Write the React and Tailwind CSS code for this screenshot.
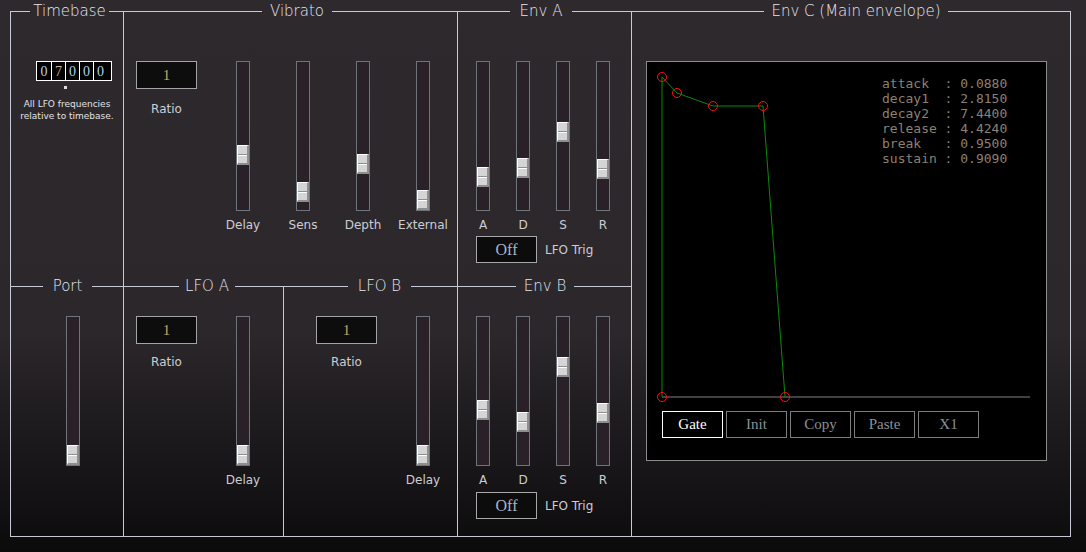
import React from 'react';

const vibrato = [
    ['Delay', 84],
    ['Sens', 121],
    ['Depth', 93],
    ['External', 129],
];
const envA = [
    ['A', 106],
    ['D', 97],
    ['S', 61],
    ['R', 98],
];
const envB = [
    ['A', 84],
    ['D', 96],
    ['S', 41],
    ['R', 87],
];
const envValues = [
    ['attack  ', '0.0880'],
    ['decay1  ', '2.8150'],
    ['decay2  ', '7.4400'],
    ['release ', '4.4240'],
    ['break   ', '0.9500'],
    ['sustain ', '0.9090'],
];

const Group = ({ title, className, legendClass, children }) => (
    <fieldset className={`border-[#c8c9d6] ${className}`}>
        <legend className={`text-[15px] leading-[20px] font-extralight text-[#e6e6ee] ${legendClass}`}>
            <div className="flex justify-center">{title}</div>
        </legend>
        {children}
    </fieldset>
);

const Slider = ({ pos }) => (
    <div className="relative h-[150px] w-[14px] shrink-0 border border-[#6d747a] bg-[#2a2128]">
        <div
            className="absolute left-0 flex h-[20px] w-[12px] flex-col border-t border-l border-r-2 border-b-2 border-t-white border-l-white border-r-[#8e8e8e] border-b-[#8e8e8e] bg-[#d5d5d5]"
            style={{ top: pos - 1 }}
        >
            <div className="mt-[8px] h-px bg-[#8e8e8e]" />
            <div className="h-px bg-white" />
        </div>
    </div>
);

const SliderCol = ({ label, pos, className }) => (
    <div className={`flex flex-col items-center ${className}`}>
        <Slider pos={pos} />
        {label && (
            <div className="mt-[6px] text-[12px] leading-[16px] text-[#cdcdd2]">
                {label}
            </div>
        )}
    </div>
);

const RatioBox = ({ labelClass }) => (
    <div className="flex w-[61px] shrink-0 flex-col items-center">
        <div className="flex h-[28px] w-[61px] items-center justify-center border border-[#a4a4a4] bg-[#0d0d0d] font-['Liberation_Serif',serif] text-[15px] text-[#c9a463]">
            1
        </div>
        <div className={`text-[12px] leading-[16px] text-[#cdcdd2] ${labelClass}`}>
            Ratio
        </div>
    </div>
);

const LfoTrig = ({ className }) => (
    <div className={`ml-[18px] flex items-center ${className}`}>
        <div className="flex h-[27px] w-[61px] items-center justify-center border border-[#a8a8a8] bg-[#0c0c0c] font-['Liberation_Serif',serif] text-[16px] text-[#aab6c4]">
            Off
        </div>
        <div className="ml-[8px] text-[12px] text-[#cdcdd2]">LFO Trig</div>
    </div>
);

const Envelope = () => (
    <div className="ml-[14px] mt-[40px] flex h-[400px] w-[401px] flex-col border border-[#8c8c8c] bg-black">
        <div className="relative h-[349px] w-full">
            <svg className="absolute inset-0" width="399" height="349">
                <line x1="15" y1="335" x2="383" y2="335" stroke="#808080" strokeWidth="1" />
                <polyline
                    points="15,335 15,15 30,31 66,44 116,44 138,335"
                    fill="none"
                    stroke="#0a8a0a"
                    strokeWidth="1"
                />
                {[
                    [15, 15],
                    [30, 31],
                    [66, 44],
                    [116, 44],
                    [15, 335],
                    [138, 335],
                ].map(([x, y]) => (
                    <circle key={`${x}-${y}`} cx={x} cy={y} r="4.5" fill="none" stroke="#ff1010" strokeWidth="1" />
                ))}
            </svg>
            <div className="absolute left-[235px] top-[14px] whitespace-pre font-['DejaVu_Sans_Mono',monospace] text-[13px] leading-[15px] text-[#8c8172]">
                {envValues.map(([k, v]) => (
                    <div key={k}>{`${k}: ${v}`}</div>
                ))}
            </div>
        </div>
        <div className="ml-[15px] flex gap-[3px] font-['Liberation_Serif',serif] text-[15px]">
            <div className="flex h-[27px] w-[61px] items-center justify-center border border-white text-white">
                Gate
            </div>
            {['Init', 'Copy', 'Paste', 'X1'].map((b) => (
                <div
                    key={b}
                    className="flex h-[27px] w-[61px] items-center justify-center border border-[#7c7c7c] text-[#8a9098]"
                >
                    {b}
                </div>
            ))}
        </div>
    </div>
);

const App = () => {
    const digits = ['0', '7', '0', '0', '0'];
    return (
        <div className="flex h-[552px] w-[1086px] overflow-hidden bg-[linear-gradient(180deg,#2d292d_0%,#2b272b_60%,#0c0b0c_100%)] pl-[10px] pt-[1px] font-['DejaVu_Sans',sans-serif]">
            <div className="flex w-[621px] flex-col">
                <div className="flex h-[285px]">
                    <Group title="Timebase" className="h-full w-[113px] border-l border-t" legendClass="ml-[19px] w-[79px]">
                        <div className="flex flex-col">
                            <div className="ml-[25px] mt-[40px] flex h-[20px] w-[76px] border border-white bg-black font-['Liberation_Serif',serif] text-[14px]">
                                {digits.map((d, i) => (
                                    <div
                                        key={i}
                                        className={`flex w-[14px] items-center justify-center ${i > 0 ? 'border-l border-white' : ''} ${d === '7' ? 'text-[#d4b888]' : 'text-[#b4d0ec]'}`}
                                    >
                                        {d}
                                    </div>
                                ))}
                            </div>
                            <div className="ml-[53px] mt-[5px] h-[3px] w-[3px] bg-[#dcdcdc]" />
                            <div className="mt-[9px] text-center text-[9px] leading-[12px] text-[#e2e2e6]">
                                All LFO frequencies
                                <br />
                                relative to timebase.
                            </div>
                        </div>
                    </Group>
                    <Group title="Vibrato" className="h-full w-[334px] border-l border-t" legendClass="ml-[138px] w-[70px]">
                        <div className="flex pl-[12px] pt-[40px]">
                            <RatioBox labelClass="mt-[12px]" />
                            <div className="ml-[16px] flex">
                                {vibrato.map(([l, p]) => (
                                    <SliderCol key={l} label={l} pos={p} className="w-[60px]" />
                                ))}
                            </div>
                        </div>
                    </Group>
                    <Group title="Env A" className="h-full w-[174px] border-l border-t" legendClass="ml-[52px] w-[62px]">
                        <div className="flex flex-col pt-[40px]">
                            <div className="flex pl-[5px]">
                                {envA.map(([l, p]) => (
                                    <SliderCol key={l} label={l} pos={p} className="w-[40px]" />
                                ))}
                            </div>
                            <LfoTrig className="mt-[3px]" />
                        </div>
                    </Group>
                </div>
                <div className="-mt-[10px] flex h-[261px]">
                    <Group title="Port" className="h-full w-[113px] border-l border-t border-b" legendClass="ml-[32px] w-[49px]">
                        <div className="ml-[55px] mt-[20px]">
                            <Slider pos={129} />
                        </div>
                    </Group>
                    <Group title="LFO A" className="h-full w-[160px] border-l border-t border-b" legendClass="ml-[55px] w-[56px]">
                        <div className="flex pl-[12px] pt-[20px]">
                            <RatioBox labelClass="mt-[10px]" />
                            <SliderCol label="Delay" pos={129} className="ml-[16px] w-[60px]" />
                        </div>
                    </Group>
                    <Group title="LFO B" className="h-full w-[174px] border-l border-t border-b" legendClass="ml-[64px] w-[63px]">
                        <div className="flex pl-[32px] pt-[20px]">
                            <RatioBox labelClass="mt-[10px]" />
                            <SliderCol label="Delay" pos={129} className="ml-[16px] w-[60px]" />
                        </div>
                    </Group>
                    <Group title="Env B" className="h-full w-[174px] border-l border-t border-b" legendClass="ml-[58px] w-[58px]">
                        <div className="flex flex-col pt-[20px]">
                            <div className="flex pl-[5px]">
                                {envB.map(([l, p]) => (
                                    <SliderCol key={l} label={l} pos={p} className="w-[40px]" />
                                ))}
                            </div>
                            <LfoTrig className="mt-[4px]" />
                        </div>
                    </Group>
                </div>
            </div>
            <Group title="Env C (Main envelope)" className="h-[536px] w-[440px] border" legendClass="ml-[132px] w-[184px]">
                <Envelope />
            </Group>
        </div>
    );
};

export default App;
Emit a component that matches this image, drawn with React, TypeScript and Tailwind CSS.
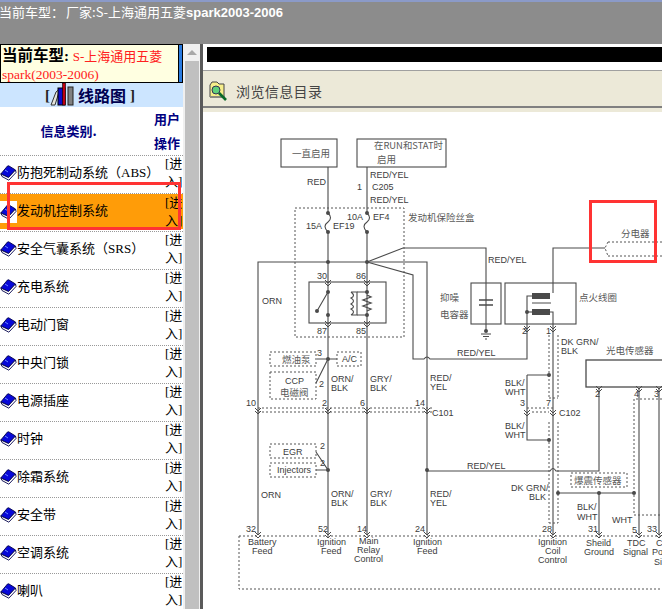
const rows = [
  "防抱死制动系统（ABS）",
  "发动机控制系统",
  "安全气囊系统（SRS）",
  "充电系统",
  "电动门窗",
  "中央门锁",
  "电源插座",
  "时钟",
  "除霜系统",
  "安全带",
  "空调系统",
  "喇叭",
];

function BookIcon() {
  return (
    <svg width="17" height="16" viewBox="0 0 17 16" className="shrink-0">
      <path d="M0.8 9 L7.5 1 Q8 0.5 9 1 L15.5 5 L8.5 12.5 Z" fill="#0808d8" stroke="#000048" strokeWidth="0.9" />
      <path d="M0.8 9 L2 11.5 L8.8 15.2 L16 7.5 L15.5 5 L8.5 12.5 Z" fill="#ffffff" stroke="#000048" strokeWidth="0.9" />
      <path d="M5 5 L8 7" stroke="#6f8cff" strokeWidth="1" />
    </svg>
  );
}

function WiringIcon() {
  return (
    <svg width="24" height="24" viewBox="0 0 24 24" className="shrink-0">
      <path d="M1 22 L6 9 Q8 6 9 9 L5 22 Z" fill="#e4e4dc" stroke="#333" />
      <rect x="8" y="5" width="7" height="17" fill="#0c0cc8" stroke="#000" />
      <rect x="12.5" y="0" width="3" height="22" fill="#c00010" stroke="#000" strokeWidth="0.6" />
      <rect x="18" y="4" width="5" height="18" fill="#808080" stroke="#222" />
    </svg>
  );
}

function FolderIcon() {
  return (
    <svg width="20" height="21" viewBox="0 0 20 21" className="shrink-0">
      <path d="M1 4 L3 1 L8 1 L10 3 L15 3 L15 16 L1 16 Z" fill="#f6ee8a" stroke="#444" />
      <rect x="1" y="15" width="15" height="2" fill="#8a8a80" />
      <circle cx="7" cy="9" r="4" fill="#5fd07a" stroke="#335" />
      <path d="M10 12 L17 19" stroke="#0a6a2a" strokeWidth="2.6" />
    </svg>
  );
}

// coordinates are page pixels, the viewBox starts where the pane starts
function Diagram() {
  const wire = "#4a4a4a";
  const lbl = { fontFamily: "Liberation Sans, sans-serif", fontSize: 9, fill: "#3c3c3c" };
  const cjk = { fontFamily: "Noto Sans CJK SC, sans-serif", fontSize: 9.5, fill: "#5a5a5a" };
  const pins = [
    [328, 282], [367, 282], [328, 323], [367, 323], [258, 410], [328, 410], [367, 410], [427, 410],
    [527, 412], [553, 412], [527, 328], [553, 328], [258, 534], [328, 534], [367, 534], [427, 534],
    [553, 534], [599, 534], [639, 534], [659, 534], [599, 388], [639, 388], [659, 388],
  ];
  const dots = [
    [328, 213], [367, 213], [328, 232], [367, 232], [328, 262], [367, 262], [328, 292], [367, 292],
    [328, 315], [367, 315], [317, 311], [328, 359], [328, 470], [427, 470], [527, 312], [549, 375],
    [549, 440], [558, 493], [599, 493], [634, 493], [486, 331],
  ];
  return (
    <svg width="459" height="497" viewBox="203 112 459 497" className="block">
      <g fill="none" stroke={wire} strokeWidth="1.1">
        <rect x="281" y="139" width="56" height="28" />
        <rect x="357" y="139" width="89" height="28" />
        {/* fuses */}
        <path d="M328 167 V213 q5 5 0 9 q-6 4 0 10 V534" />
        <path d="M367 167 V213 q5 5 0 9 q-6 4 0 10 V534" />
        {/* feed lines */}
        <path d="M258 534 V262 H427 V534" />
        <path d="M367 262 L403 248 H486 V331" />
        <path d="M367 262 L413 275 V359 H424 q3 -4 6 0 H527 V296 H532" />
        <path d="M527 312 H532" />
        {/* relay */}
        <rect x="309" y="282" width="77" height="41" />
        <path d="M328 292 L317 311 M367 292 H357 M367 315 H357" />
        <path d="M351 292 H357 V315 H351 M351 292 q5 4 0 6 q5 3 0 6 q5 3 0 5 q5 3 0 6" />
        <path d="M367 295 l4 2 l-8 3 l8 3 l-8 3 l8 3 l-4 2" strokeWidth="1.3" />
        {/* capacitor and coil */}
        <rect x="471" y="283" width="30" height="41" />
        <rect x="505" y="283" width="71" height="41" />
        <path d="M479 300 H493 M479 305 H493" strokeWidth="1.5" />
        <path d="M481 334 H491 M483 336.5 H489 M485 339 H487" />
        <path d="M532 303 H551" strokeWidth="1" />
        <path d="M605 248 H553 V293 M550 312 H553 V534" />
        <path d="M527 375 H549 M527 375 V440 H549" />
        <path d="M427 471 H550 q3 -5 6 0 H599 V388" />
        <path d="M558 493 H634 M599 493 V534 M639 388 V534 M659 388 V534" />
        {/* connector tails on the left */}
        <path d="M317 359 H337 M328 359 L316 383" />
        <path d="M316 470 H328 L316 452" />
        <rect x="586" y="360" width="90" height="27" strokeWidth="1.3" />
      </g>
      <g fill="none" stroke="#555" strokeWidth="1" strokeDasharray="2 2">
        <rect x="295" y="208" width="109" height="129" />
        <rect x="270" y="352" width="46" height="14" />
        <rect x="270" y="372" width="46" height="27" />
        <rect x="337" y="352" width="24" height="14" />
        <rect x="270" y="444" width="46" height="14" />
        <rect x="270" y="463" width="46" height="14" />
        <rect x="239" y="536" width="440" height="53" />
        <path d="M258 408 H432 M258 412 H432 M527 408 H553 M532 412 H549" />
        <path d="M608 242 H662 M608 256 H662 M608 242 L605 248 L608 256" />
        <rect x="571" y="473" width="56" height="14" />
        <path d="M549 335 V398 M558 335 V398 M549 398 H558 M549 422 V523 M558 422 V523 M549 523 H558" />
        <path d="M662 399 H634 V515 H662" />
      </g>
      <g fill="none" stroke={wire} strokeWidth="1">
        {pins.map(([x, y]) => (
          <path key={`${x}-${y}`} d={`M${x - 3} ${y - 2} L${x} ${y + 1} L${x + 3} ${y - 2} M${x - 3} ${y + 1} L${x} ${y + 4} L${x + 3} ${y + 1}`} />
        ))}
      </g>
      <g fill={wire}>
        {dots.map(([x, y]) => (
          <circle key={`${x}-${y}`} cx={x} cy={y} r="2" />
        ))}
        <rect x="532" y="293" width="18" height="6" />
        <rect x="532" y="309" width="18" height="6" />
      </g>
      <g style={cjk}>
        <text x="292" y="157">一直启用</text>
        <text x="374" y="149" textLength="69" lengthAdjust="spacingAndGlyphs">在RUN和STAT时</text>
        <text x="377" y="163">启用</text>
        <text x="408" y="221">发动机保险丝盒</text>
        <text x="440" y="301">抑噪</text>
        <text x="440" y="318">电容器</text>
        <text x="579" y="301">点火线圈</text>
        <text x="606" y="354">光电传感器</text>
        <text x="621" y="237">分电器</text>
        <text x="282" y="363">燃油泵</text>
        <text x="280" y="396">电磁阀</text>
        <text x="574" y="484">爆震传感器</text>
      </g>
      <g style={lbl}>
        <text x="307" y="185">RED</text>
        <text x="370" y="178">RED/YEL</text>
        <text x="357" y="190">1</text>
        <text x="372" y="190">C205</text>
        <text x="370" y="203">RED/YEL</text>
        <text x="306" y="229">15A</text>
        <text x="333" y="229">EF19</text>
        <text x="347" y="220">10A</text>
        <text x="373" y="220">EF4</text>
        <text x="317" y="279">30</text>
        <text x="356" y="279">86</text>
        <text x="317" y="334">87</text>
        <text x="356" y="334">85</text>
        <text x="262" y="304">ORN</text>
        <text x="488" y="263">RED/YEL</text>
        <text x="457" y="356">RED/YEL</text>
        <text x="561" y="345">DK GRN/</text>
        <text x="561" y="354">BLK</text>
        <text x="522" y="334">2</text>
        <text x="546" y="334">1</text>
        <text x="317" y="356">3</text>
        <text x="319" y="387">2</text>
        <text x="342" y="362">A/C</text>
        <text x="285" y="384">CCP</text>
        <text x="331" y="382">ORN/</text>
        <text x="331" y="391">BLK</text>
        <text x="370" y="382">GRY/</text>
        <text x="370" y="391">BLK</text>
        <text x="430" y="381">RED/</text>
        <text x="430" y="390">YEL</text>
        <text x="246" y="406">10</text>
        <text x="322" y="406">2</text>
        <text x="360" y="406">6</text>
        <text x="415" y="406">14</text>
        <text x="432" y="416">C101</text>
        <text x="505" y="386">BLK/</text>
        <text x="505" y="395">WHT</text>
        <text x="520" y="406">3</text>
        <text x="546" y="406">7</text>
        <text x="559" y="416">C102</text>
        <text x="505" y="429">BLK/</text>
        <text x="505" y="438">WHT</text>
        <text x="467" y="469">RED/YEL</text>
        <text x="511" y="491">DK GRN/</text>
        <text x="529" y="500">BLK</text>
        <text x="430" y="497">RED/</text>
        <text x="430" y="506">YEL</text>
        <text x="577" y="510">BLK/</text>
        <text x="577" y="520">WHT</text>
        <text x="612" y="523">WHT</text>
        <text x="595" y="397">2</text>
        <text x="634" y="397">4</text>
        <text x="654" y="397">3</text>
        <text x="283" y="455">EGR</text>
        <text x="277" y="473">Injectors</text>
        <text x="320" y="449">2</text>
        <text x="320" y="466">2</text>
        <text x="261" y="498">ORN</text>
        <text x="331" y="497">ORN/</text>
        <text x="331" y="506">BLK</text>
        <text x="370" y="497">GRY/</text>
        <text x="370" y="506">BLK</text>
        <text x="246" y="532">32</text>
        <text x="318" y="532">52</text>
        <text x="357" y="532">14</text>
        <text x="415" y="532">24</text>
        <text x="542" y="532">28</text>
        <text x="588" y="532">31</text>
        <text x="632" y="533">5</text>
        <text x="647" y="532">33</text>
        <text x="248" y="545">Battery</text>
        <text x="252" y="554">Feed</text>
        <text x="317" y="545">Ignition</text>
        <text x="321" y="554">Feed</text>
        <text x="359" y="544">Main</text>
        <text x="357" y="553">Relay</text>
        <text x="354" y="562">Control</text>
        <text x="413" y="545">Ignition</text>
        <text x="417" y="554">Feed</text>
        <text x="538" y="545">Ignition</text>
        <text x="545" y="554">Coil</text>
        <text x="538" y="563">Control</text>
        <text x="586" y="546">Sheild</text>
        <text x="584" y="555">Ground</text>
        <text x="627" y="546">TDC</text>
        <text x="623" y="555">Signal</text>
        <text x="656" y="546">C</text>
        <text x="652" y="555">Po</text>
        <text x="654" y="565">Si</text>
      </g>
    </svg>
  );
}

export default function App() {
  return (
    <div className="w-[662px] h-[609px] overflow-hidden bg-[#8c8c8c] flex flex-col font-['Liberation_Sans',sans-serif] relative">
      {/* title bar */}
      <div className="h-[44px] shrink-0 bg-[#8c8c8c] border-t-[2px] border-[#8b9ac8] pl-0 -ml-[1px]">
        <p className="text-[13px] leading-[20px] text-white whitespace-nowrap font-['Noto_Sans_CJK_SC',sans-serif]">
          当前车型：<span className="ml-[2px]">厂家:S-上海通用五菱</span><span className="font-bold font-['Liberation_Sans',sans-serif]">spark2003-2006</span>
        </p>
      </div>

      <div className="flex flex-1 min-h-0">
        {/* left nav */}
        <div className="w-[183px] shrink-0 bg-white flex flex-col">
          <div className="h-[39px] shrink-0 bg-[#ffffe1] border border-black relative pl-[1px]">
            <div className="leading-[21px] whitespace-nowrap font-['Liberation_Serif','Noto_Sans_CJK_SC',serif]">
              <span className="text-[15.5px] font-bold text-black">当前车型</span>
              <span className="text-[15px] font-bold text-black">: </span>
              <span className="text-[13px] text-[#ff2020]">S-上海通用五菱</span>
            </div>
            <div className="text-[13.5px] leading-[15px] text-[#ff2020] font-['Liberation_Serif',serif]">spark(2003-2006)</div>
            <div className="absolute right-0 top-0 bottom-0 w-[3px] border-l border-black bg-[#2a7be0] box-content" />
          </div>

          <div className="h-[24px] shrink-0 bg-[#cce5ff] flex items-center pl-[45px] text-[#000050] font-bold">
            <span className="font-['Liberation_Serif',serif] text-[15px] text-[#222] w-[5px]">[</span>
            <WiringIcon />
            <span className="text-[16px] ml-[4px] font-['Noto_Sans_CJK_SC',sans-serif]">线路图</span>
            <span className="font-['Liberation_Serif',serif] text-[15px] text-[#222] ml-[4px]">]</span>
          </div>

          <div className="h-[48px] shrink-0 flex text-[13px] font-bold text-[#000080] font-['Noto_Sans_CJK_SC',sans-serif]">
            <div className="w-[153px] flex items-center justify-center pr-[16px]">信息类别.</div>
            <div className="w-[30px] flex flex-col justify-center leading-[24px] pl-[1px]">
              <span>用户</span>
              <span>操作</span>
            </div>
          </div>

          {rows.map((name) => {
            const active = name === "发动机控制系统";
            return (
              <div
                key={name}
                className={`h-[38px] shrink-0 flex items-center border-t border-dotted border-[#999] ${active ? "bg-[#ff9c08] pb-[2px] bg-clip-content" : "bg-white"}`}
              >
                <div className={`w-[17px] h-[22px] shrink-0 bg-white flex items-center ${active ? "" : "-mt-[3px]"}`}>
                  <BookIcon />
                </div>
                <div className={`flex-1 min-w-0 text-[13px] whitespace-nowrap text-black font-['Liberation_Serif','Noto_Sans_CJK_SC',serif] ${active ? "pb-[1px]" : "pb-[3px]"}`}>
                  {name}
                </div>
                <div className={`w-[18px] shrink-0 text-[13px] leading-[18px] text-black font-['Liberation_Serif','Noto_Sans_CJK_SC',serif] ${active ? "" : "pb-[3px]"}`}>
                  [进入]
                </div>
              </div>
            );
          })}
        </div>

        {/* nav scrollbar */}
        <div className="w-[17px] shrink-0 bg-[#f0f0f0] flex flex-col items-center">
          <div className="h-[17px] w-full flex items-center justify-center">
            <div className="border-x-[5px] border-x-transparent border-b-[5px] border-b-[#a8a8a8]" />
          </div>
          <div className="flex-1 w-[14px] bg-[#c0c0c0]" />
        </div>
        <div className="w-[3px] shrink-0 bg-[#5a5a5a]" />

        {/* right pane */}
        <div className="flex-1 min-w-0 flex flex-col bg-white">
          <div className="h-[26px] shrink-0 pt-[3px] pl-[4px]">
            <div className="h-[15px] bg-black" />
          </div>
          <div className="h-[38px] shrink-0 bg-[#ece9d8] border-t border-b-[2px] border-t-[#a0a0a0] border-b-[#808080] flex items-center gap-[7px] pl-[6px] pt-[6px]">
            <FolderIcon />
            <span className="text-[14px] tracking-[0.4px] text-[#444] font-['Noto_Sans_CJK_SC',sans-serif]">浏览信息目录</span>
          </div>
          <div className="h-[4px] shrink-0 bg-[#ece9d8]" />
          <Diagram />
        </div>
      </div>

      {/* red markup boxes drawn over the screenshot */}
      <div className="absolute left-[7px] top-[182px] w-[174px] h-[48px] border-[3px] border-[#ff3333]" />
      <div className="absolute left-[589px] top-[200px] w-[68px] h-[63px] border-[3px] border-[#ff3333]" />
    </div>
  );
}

════════════════════

| REQUEST |
Report the number of lines of the listing above that hold the string "React", with no other text.

| TASK ANSWER |
3